**WRITTEN REQUEST:** Write out each line word for word. Drop pictures.

**DATA LINES:**
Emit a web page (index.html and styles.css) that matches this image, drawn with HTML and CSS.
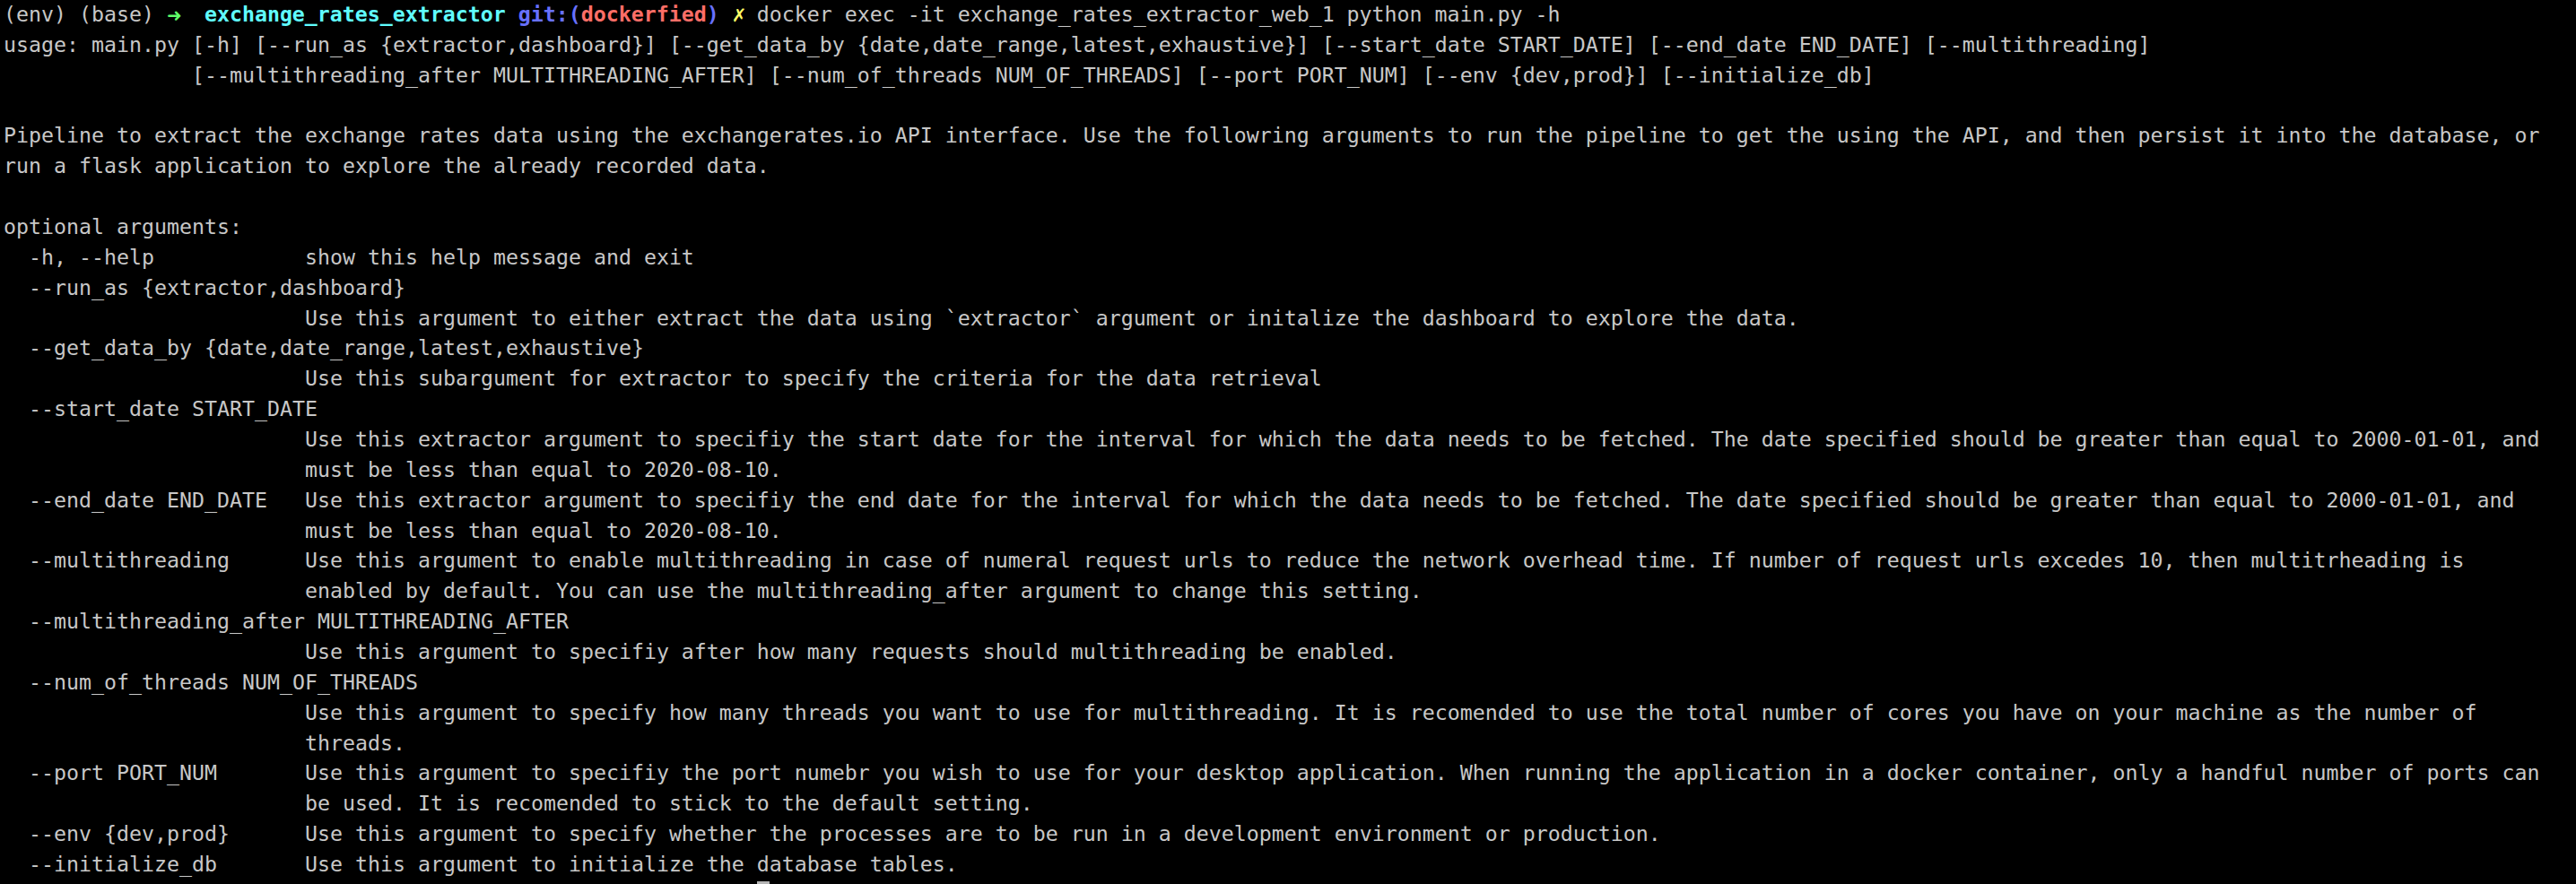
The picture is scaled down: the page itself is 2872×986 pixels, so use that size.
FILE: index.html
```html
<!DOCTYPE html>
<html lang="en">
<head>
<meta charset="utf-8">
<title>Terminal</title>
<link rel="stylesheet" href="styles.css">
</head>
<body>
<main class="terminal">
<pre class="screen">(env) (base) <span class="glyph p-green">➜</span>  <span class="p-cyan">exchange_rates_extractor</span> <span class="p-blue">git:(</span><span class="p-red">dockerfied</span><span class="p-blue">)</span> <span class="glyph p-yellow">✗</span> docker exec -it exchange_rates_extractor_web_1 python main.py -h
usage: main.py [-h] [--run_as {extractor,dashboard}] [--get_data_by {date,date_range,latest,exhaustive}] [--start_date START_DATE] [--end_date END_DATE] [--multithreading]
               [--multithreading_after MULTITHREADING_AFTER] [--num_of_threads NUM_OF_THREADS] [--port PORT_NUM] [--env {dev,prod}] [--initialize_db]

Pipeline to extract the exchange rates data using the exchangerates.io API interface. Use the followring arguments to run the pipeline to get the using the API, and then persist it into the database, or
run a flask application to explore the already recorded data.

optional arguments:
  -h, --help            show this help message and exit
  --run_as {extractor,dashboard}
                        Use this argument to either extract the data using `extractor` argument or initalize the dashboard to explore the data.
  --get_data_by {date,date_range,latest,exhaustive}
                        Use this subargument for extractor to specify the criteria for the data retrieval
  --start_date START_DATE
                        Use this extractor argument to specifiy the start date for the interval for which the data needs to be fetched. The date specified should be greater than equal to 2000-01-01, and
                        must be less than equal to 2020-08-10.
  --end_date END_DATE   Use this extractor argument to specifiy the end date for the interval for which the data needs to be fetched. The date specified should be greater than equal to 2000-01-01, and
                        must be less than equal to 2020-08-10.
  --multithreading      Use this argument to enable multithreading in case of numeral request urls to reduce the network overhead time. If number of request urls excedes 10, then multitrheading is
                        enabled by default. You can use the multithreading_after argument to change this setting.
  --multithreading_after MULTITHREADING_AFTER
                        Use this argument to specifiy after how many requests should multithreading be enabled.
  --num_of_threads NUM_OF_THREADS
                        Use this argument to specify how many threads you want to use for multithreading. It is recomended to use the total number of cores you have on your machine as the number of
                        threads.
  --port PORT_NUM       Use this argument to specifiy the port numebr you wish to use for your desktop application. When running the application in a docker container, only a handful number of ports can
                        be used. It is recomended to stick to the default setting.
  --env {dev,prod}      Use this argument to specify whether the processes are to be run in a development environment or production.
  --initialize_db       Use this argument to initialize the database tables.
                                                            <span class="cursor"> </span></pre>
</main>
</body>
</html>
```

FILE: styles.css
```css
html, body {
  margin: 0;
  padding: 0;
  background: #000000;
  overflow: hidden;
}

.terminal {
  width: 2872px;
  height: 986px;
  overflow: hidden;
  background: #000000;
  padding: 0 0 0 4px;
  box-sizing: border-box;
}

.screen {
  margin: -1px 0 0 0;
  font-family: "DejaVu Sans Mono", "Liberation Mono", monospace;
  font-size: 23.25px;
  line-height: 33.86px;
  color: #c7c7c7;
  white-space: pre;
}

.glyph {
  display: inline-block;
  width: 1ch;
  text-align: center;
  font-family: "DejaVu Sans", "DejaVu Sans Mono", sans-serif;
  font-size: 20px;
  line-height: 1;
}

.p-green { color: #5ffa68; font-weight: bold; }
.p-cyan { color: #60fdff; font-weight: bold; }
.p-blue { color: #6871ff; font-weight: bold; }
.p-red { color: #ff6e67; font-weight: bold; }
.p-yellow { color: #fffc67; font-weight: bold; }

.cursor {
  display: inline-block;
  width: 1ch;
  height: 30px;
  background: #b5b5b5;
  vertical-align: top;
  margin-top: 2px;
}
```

**FINISHED TASK:**
Emit a web page (index.html and styles.css) that matches this image, drawn with HTML and CSS.
The picture is scaled down: the page itself is 2872×986 pixels, so use that size.
FILE: index.html
```html
<!DOCTYPE html>
<html lang="en">
<head>
<meta charset="utf-8">
<title>Terminal</title>
<link rel="stylesheet" href="styles.css">
</head>
<body>
<main class="terminal">
<pre class="screen">(env) (base) <span class="glyph p-green">➜</span>  <span class="p-cyan">exchange_rates_extractor</span> <span class="p-blue">git:(</span><span class="p-red">dockerfied</span><span class="p-blue">)</span> <span class="glyph p-yellow">✗</span> docker exec -it exchange_rates_extractor_web_1 python main.py -h
usage: main.py [-h] [--run_as {extractor,dashboard}] [--get_data_by {date,date_range,latest,exhaustive}] [--start_date START_DATE] [--end_date END_DATE] [--multithreading]
               [--multithreading_after MULTITHREADING_AFTER] [--num_of_threads NUM_OF_THREADS] [--port PORT_NUM] [--env {dev,prod}] [--initialize_db]

Pipeline to extract the exchange rates data using the exchangerates.io API interface. Use the followring arguments to run the pipeline to get the using the API, and then persist it into the database, or
run a flask application to explore the already recorded data.

optional arguments:
  -h, --help            show this help message and exit
  --run_as {extractor,dashboard}
                        Use this argument to either extract the data using `extractor` argument or initalize the dashboard to explore the data.
  --get_data_by {date,date_range,latest,exhaustive}
                        Use this subargument for extractor to specify the criteria for the data retrieval
  --start_date START_DATE
                        Use this extractor argument to specifiy the start date for the interval for which the data needs to be fetched. The date specified should be greater than equal to 2000-01-01, and
                        must be less than equal to 2020-08-10.
  --end_date END_DATE   Use this extractor argument to specifiy the end date for the interval for which the data needs to be fetched. The date specified should be greater than equal to 2000-01-01, and
                        must be less than equal to 2020-08-10.
  --multithreading      Use this argument to enable multithreading in case of numeral request urls to reduce the network overhead time. If number of request urls excedes 10, then multitrheading is
                        enabled by default. You can use the multithreading_after argument to change this setting.
  --multithreading_after MULTITHREADING_AFTER
                        Use this argument to specifiy after how many requests should multithreading be enabled.
  --num_of_threads NUM_OF_THREADS
                        Use this argument to specify how many threads you want to use for multithreading. It is recomended to use the total number of cores you have on your machine as the number of
                        threads.
  --port PORT_NUM       Use this argument to specifiy the port numebr you wish to use for your desktop application. When running the application in a docker container, only a handful number of ports can
                        be used. It is recomended to stick to the default setting.
  --env {dev,prod}      Use this argument to specify whether the processes are to be run in a development environment or production.
  --initialize_db       Use this argument to initialize the database tables.
                                                            <span class="cursor"> </span></pre>
</main>
</body>
</html>
```

FILE: styles.css
```css
html, body {
  margin: 0;
  padding: 0;
  background: #000000;
  overflow: hidden;
}

.terminal {
  width: 2872px;
  height: 986px;
  overflow: hidden;
  background: #000000;
  padding: 0 0 0 4px;
  box-sizing: border-box;
}

.screen {
  margin: -1px 0 0 0;
  font-family: "DejaVu Sans Mono", "Liberation Mono", monospace;
  font-size: 23.25px;
  line-height: 33.86px;
  color: #c7c7c7;
  white-space: pre;
}

.glyph {
  display: inline-block;
  width: 1ch;
  text-align: center;
  font-family: "DejaVu Sans", "DejaVu Sans Mono", sans-serif;
  font-size: 20px;
  line-height: 1;
}

.p-green { color: #5ffa68; font-weight: bold; }
.p-cyan { color: #60fdff; font-weight: bold; }
.p-blue { color: #6871ff; font-weight: bold; }
.p-red { color: #ff6e67; font-weight: bold; }
.p-yellow { color: #fffc67; font-weight: bold; }

.cursor {
  display: inline-block;
  width: 1ch;
  height: 30px;
  background: #b5b5b5;
  vertical-align: top;
  margin-top: 2px;
}
```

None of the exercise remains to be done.